Front-end source files:
Start

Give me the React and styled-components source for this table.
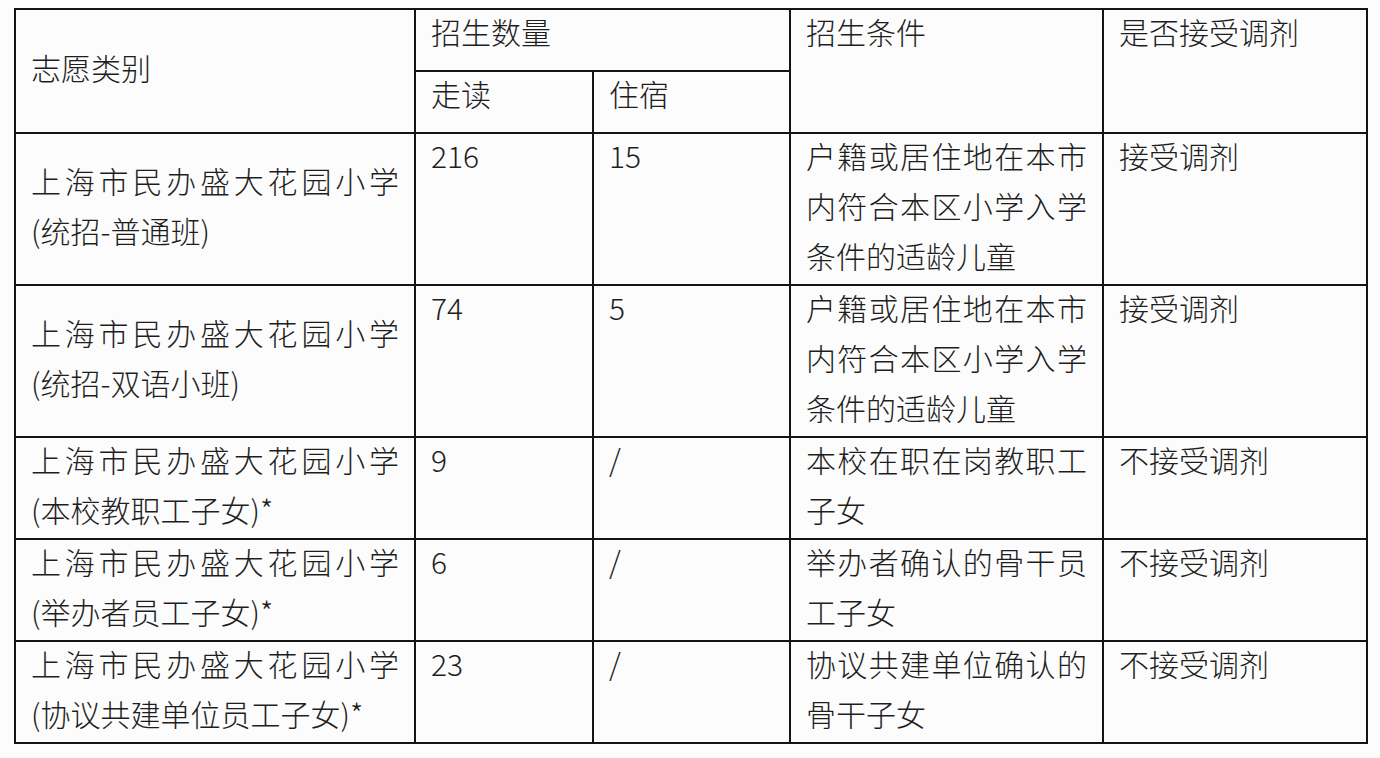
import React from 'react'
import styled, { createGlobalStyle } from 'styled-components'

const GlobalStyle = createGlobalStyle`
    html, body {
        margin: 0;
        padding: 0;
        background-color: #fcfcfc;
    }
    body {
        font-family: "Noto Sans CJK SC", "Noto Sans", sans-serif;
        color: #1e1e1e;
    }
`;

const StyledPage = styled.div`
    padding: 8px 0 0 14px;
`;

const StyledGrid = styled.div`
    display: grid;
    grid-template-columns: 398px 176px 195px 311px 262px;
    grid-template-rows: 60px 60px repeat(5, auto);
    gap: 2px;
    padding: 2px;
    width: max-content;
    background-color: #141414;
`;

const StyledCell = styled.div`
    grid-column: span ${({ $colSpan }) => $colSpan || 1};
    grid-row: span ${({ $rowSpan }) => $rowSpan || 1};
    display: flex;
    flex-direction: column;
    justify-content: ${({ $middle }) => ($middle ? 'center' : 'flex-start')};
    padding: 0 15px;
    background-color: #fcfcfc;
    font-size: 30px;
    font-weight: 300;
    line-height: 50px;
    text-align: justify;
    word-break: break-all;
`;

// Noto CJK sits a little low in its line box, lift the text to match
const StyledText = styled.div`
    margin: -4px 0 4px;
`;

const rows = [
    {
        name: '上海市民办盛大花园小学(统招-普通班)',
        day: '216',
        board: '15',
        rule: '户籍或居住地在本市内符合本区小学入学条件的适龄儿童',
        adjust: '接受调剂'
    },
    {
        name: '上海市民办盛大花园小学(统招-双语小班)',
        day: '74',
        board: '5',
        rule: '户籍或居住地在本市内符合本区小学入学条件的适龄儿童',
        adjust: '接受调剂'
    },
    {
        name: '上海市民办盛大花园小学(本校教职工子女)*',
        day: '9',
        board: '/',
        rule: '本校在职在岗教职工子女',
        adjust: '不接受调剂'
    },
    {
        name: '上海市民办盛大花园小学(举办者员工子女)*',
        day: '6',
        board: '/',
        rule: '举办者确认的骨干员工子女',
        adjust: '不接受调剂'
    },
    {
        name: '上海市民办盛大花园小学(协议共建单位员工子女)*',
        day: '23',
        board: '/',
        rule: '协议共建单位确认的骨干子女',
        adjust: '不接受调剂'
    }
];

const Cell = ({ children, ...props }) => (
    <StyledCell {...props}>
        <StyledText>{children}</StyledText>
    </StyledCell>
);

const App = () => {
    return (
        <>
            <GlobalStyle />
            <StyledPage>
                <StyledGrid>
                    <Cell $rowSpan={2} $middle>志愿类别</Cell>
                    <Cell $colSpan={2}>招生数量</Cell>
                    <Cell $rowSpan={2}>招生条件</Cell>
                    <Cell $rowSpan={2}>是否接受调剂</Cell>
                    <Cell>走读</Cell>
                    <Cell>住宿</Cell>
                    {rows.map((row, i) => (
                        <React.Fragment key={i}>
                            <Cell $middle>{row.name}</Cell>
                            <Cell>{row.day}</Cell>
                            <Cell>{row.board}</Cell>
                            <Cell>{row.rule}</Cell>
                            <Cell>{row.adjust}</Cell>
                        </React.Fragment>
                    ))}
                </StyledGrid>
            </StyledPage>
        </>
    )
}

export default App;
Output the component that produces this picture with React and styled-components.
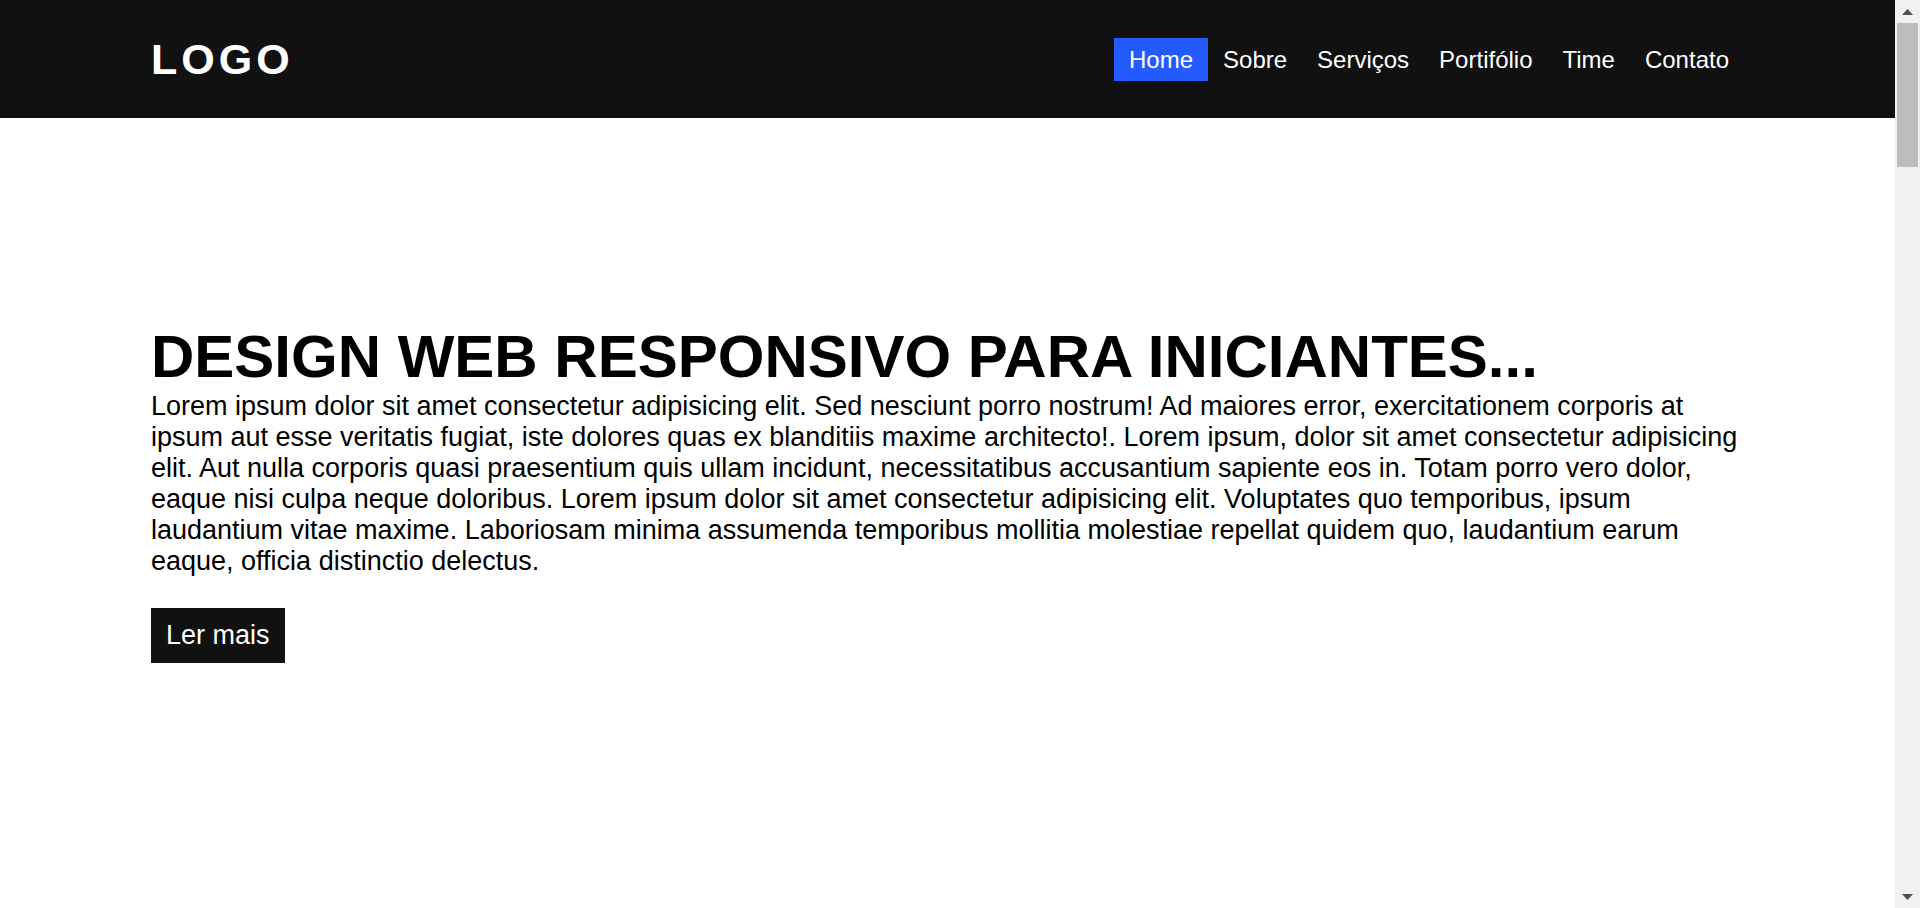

End

> TASK TO CARRY OUT
Quote all the records verbatim, dropping any pictures from your copy.

> THE OUTPUT
Give me the React and styled-components source for this table.
import React from 'react'
import styled, { createGlobalStyle } from 'styled-components'

const GlobalStyle = createGlobalStyle`
    html, body {
        margin: 0;
        padding: 0;
        background-color: #fcfcfc;
    }
    body {
        font-family: "Noto Sans CJK SC", "Noto Sans", sans-serif;
        color: #1e1e1e;
    }
`;

const StyledPage = styled.div`
    padding: 8px 0 0 14px;
`;

const StyledGrid = styled.div`
    display: grid;
    grid-template-columns: 398px 176px 195px 311px 262px;
    grid-template-rows: 60px 60px repeat(5, auto);
    gap: 2px;
    padding: 2px;
    width: max-content;
    background-color: #141414;
`;

const StyledCell = styled.div`
    grid-column: span ${({ $colSpan }) => $colSpan || 1};
    grid-row: span ${({ $rowSpan }) => $rowSpan || 1};
    display: flex;
    flex-direction: column;
    justify-content: ${({ $middle }) => ($middle ? 'center' : 'flex-start')};
    padding: 0 15px;
    background-color: #fcfcfc;
    font-size: 30px;
    font-weight: 300;
    line-height: 50px;
    text-align: justify;
    word-break: break-all;
`;

// Noto CJK sits a little low in its line box, lift the text to match
const StyledText = styled.div`
    margin: -4px 0 4px;
`;

const rows = [
    {
        name: '上海市民办盛大花园小学(统招-普通班)',
        day: '216',
        board: '15',
        rule: '户籍或居住地在本市内符合本区小学入学条件的适龄儿童',
        adjust: '接受调剂'
    },
    {
        name: '上海市民办盛大花园小学(统招-双语小班)',
        day: '74',
        board: '5',
        rule: '户籍或居住地在本市内符合本区小学入学条件的适龄儿童',
        adjust: '接受调剂'
    },
    {
        name: '上海市民办盛大花园小学(本校教职工子女)*',
        day: '9',
        board: '/',
        rule: '本校在职在岗教职工子女',
        adjust: '不接受调剂'
    },
    {
        name: '上海市民办盛大花园小学(举办者员工子女)*',
        day: '6',
        board: '/',
        rule: '举办者确认的骨干员工子女',
        adjust: '不接受调剂'
    },
    {
        name: '上海市民办盛大花园小学(协议共建单位员工子女)*',
        day: '23',
        board: '/',
        rule: '协议共建单位确认的骨干子女',
        adjust: '不接受调剂'
    }
];

const Cell = ({ children, ...props }) => (
    <StyledCell {...props}>
        <StyledText>{children}</StyledText>
    </StyledCell>
);

const App = () => {
    return (
        <>
            <GlobalStyle />
            <StyledPage>
                <StyledGrid>
                    <Cell $rowSpan={2} $middle>志愿类别</Cell>
                    <Cell $colSpan={2}>招生数量</Cell>
                    <Cell $rowSpan={2}>招生条件</Cell>
                    <Cell $rowSpan={2}>是否接受调剂</Cell>
                    <Cell>走读</Cell>
                    <Cell>住宿</Cell>
                    {rows.map((row, i) => (
                        <React.Fragment key={i}>
                            <Cell $middle>{row.name}</Cell>
                            <Cell>{row.day}</Cell>
                            <Cell>{row.board}</Cell>
                            <Cell>{row.rule}</Cell>
                            <Cell>{row.adjust}</Cell>
                        </React.Fragment>
                    ))}
                </StyledGrid>
            </StyledPage>
        </>
    )
}

export default App;
Output the component that produces this picture with React and styled-components.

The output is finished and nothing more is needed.